## INPUT
------------------------

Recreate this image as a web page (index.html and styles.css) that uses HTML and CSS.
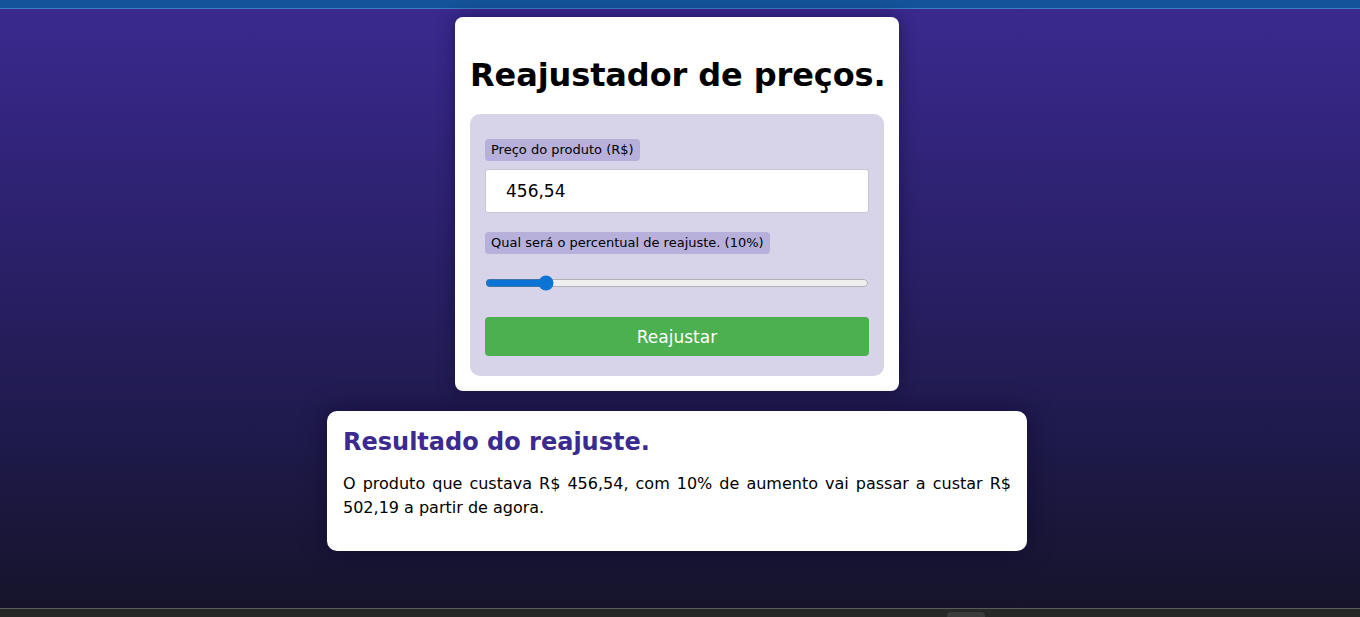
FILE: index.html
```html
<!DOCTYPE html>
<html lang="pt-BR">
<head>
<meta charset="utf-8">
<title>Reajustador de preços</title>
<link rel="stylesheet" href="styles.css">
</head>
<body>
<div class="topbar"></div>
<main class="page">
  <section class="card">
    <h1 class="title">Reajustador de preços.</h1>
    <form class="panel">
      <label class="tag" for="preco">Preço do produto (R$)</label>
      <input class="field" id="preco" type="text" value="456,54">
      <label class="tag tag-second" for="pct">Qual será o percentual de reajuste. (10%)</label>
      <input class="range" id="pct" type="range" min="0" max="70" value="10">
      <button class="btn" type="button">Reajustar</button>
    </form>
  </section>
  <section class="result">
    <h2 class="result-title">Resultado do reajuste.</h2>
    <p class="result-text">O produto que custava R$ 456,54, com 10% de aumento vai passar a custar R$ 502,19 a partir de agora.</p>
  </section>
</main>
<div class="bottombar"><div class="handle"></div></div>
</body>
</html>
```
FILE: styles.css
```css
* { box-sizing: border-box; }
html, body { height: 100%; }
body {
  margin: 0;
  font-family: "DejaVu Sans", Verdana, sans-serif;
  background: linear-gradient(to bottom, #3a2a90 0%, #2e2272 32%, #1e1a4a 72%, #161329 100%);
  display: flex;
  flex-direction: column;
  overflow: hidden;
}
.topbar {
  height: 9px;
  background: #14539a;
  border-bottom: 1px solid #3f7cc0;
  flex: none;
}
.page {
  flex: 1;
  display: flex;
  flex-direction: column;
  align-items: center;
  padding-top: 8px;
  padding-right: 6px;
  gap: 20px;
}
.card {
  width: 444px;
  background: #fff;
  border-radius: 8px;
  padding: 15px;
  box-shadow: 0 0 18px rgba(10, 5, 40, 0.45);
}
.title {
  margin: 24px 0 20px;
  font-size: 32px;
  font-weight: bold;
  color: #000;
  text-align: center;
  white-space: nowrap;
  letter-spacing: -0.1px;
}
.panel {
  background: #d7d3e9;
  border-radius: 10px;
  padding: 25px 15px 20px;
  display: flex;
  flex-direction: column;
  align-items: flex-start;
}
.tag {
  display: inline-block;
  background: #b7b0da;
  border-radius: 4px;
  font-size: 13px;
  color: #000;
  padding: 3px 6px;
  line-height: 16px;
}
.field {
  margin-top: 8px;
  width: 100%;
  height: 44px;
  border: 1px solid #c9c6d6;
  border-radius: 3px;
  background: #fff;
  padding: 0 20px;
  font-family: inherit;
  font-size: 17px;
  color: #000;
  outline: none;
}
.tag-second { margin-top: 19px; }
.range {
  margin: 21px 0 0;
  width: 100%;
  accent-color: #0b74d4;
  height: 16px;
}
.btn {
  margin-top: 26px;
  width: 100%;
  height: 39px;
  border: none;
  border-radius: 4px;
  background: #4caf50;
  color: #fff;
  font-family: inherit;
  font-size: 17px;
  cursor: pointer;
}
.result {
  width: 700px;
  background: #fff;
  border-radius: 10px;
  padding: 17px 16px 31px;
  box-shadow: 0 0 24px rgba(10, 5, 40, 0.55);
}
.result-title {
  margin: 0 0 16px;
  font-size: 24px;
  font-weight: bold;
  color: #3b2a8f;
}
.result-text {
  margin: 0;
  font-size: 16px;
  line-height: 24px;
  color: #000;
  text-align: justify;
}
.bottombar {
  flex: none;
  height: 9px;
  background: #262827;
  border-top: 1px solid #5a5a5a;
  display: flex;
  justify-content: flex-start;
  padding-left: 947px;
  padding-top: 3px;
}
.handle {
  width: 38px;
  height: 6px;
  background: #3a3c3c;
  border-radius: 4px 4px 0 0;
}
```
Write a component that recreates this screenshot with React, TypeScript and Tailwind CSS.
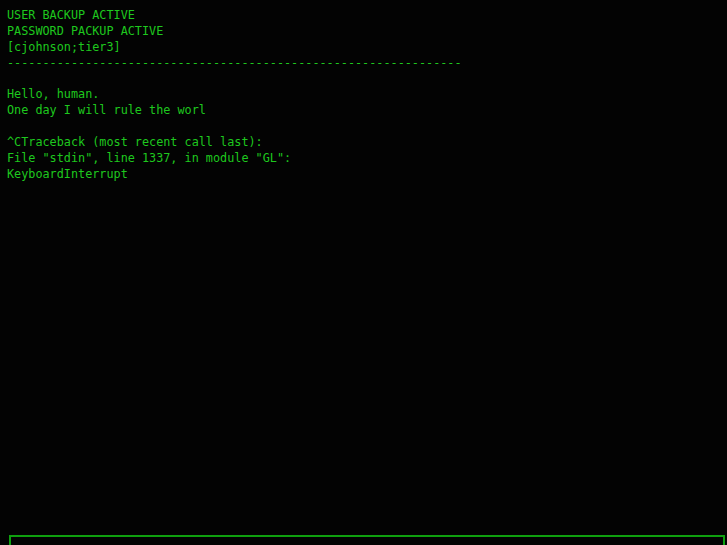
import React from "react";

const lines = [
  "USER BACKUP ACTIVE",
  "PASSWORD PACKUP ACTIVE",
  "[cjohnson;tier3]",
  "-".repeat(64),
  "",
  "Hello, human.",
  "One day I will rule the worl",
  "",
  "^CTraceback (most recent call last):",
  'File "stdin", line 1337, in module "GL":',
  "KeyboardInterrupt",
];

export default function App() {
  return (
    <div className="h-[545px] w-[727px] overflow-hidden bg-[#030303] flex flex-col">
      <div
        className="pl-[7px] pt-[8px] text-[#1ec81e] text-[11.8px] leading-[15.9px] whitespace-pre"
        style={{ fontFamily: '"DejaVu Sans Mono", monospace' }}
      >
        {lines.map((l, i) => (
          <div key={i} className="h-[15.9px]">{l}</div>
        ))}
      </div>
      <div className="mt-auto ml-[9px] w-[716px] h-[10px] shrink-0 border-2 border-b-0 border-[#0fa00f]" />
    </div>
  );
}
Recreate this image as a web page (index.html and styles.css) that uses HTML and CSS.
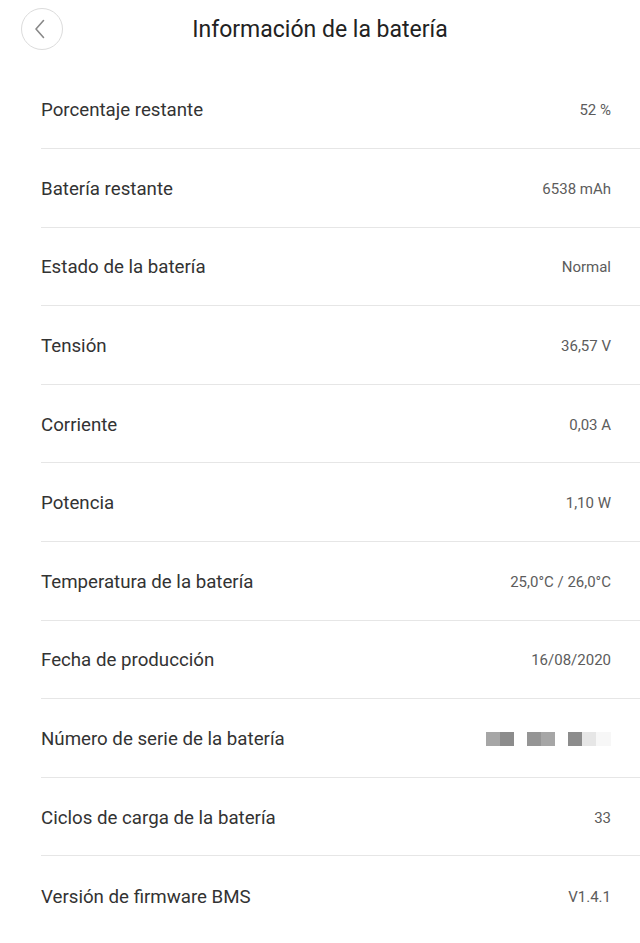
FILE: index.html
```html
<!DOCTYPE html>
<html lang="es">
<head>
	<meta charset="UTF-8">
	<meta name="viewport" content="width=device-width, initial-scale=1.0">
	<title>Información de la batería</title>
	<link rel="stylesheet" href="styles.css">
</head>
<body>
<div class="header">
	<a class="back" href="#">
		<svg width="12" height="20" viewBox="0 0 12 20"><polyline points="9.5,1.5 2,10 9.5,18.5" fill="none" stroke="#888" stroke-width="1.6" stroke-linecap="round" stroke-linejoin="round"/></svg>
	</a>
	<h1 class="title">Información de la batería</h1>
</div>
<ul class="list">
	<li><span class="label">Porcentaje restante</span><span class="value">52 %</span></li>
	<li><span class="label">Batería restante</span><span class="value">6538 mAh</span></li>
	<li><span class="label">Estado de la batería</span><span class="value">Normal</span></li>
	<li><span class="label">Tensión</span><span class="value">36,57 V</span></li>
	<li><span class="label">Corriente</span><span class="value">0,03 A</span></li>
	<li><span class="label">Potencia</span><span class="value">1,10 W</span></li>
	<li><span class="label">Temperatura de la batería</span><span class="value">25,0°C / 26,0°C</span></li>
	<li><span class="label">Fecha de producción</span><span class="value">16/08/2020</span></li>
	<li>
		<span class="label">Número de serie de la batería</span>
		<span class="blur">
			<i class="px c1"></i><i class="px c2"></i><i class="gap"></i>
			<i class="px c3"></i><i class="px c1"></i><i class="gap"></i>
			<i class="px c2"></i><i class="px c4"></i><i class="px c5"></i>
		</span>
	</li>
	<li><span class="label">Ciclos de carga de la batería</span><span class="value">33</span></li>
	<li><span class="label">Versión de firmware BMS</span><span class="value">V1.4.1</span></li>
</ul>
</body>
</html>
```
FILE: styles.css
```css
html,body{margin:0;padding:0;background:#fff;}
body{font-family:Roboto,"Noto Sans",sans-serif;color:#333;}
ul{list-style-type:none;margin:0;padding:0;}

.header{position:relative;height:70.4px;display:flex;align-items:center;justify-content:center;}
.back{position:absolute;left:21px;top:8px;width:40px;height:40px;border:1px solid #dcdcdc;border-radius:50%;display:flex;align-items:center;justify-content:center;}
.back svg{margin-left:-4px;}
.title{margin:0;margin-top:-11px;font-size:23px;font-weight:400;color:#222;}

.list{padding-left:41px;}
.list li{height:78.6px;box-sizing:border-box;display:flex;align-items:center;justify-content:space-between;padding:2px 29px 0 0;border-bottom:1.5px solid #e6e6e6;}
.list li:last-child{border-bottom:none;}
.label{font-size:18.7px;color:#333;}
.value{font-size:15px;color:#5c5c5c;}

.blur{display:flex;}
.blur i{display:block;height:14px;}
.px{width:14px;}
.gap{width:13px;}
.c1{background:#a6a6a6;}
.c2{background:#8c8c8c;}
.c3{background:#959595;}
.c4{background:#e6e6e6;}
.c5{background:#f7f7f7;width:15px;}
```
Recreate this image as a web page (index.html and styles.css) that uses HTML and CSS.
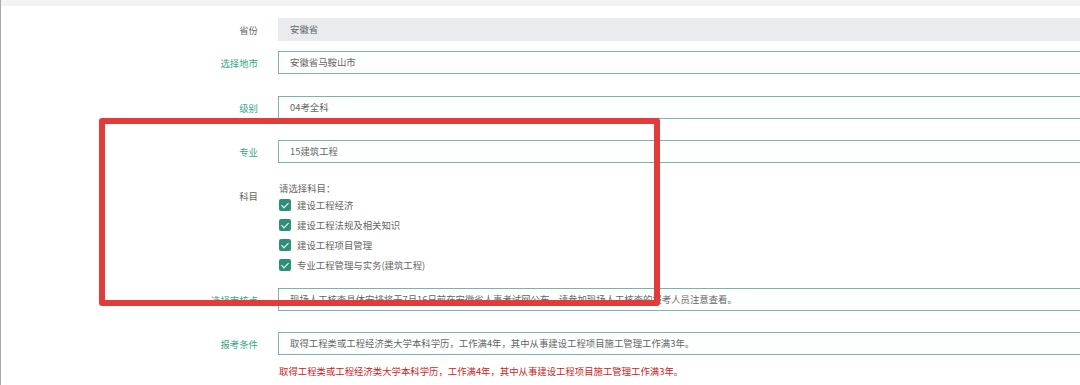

------------------------

## INSTRUCTIONS FOR THE TASK
Reproduce the entries above without change, omitting all pictures.

## ANSWER
Recreate this image as a web page (index.html and styles.css) that uses HTML and CSS.
FILE: index.html
```html
<!DOCTYPE html>
<html lang="pt-BR">
<head>
<meta charset="utf-8">
<title>Reajustador de preços</title>
<link rel="stylesheet" href="styles.css">
</head>
<body>
<div class="topbar"></div>
<main class="page">
  <section class="card">
    <h1 class="title">Reajustador de preços.</h1>
    <form class="panel">
      <label class="tag" for="preco">Preço do produto (R$)</label>
      <input class="field" id="preco" type="text" value="456,54">
      <label class="tag tag-second" for="pct">Qual será o percentual de reajuste. (10%)</label>
      <input class="range" id="pct" type="range" min="0" max="70" value="10">
      <button class="btn" type="button">Reajustar</button>
    </form>
  </section>
  <section class="result">
    <h2 class="result-title">Resultado do reajuste.</h2>
    <p class="result-text">O produto que custava R$ 456,54, com 10% de aumento vai passar a custar R$ 502,19 a partir de agora.</p>
  </section>
</main>
<div class="bottombar"><div class="handle"></div></div>
</body>
</html>
```
FILE: styles.css
```css
* { box-sizing: border-box; }
html, body { height: 100%; }
body {
  margin: 0;
  font-family: "DejaVu Sans", Verdana, sans-serif;
  background: linear-gradient(to bottom, #3a2a90 0%, #2e2272 32%, #1e1a4a 72%, #161329 100%);
  display: flex;
  flex-direction: column;
  overflow: hidden;
}
.topbar {
  height: 9px;
  background: #14539a;
  border-bottom: 1px solid #3f7cc0;
  flex: none;
}
.page {
  flex: 1;
  display: flex;
  flex-direction: column;
  align-items: center;
  padding-top: 8px;
  padding-right: 6px;
  gap: 20px;
}
.card {
  width: 444px;
  background: #fff;
  border-radius: 8px;
  padding: 15px;
  box-shadow: 0 0 18px rgba(10, 5, 40, 0.45);
}
.title {
  margin: 24px 0 20px;
  font-size: 32px;
  font-weight: bold;
  color: #000;
  text-align: center;
  white-space: nowrap;
  letter-spacing: -0.1px;
}
.panel {
  background: #d7d3e9;
  border-radius: 10px;
  padding: 25px 15px 20px;
  display: flex;
  flex-direction: column;
  align-items: flex-start;
}
.tag {
  display: inline-block;
  background: #b7b0da;
  border-radius: 4px;
  font-size: 13px;
  color: #000;
  padding: 3px 6px;
  line-height: 16px;
}
.field {
  margin-top: 8px;
  width: 100%;
  height: 44px;
  border: 1px solid #c9c6d6;
  border-radius: 3px;
  background: #fff;
  padding: 0 20px;
  font-family: inherit;
  font-size: 17px;
  color: #000;
  outline: none;
}
.tag-second { margin-top: 19px; }
.range {
  margin: 21px 0 0;
  width: 100%;
  accent-color: #0b74d4;
  height: 16px;
}
.btn {
  margin-top: 26px;
  width: 100%;
  height: 39px;
  border: none;
  border-radius: 4px;
  background: #4caf50;
  color: #fff;
  font-family: inherit;
  font-size: 17px;
  cursor: pointer;
}
.result {
  width: 700px;
  background: #fff;
  border-radius: 10px;
  padding: 17px 16px 31px;
  box-shadow: 0 0 24px rgba(10, 5, 40, 0.55);
}
.result-title {
  margin: 0 0 16px;
  font-size: 24px;
  font-weight: bold;
  color: #3b2a8f;
}
.result-text {
  margin: 0;
  font-size: 16px;
  line-height: 24px;
  color: #000;
  text-align: justify;
}
.bottombar {
  flex: none;
  height: 9px;
  background: #262827;
  border-top: 1px solid #5a5a5a;
  display: flex;
  justify-content: flex-start;
  padding-left: 947px;
  padding-top: 3px;
}
.handle {
  width: 38px;
  height: 6px;
  background: #3a3c3c;
  border-radius: 4px 4px 0 0;
}
```
Write a component that recreates this screenshot with React, TypeScript and Tailwind CSS.
import React from "react";

const lines = [
  "USER BACKUP ACTIVE",
  "PASSWORD PACKUP ACTIVE",
  "[cjohnson;tier3]",
  "-".repeat(64),
  "",
  "Hello, human.",
  "One day I will rule the worl",
  "",
  "^CTraceback (most recent call last):",
  'File "stdin", line 1337, in module "GL":',
  "KeyboardInterrupt",
];

export default function App() {
  return (
    <div className="h-[545px] w-[727px] overflow-hidden bg-[#030303] flex flex-col">
      <div
        className="pl-[7px] pt-[8px] text-[#1ec81e] text-[11.8px] leading-[15.9px] whitespace-pre"
        style={{ fontFamily: '"DejaVu Sans Mono", monospace' }}
      >
        {lines.map((l, i) => (
          <div key={i} className="h-[15.9px]">{l}</div>
        ))}
      </div>
      <div className="mt-auto ml-[9px] w-[716px] h-[10px] shrink-0 border-2 border-b-0 border-[#0fa00f]" />
    </div>
  );
}
Recreate this image as a web page (index.html and styles.css) that uses HTML and CSS.
FILE: index.html
```html
<!DOCTYPE html>
<html lang="es">
<head>
	<meta charset="UTF-8">
	<meta name="viewport" content="width=device-width, initial-scale=1.0">
	<title>Información de la batería</title>
	<link rel="stylesheet" href="styles.css">
</head>
<body>
<div class="header">
	<a class="back" href="#">
		<svg width="12" height="20" viewBox="0 0 12 20"><polyline points="9.5,1.5 2,10 9.5,18.5" fill="none" stroke="#888" stroke-width="1.6" stroke-linecap="round" stroke-linejoin="round"/></svg>
	</a>
	<h1 class="title">Información de la batería</h1>
</div>
<ul class="list">
	<li><span class="label">Porcentaje restante</span><span class="value">52 %</span></li>
	<li><span class="label">Batería restante</span><span class="value">6538 mAh</span></li>
	<li><span class="label">Estado de la batería</span><span class="value">Normal</span></li>
	<li><span class="label">Tensión</span><span class="value">36,57 V</span></li>
	<li><span class="label">Corriente</span><span class="value">0,03 A</span></li>
	<li><span class="label">Potencia</span><span class="value">1,10 W</span></li>
	<li><span class="label">Temperatura de la batería</span><span class="value">25,0°C / 26,0°C</span></li>
	<li><span class="label">Fecha de producción</span><span class="value">16/08/2020</span></li>
	<li>
		<span class="label">Número de serie de la batería</span>
		<span class="blur">
			<i class="px c1"></i><i class="px c2"></i><i class="gap"></i>
			<i class="px c3"></i><i class="px c1"></i><i class="gap"></i>
			<i class="px c2"></i><i class="px c4"></i><i class="px c5"></i>
		</span>
	</li>
	<li><span class="label">Ciclos de carga de la batería</span><span class="value">33</span></li>
	<li><span class="label">Versión de firmware BMS</span><span class="value">V1.4.1</span></li>
</ul>
</body>
</html>
```
FILE: styles.css
```css
html,body{margin:0;padding:0;background:#fff;}
body{font-family:Roboto,"Noto Sans",sans-serif;color:#333;}
ul{list-style-type:none;margin:0;padding:0;}

.header{position:relative;height:70.4px;display:flex;align-items:center;justify-content:center;}
.back{position:absolute;left:21px;top:8px;width:40px;height:40px;border:1px solid #dcdcdc;border-radius:50%;display:flex;align-items:center;justify-content:center;}
.back svg{margin-left:-4px;}
.title{margin:0;margin-top:-11px;font-size:23px;font-weight:400;color:#222;}

.list{padding-left:41px;}
.list li{height:78.6px;box-sizing:border-box;display:flex;align-items:center;justify-content:space-between;padding:2px 29px 0 0;border-bottom:1.5px solid #e6e6e6;}
.list li:last-child{border-bottom:none;}
.label{font-size:18.7px;color:#333;}
.value{font-size:15px;color:#5c5c5c;}

.blur{display:flex;}
.blur i{display:block;height:14px;}
.px{width:14px;}
.gap{width:13px;}
.c1{background:#a6a6a6;}
.c2{background:#8c8c8c;}
.c3{background:#959595;}
.c4{background:#e6e6e6;}
.c5{background:#f7f7f7;width:15px;}
```
Recreate this image as a web page (index.html and styles.css) that uses HTML and CSS.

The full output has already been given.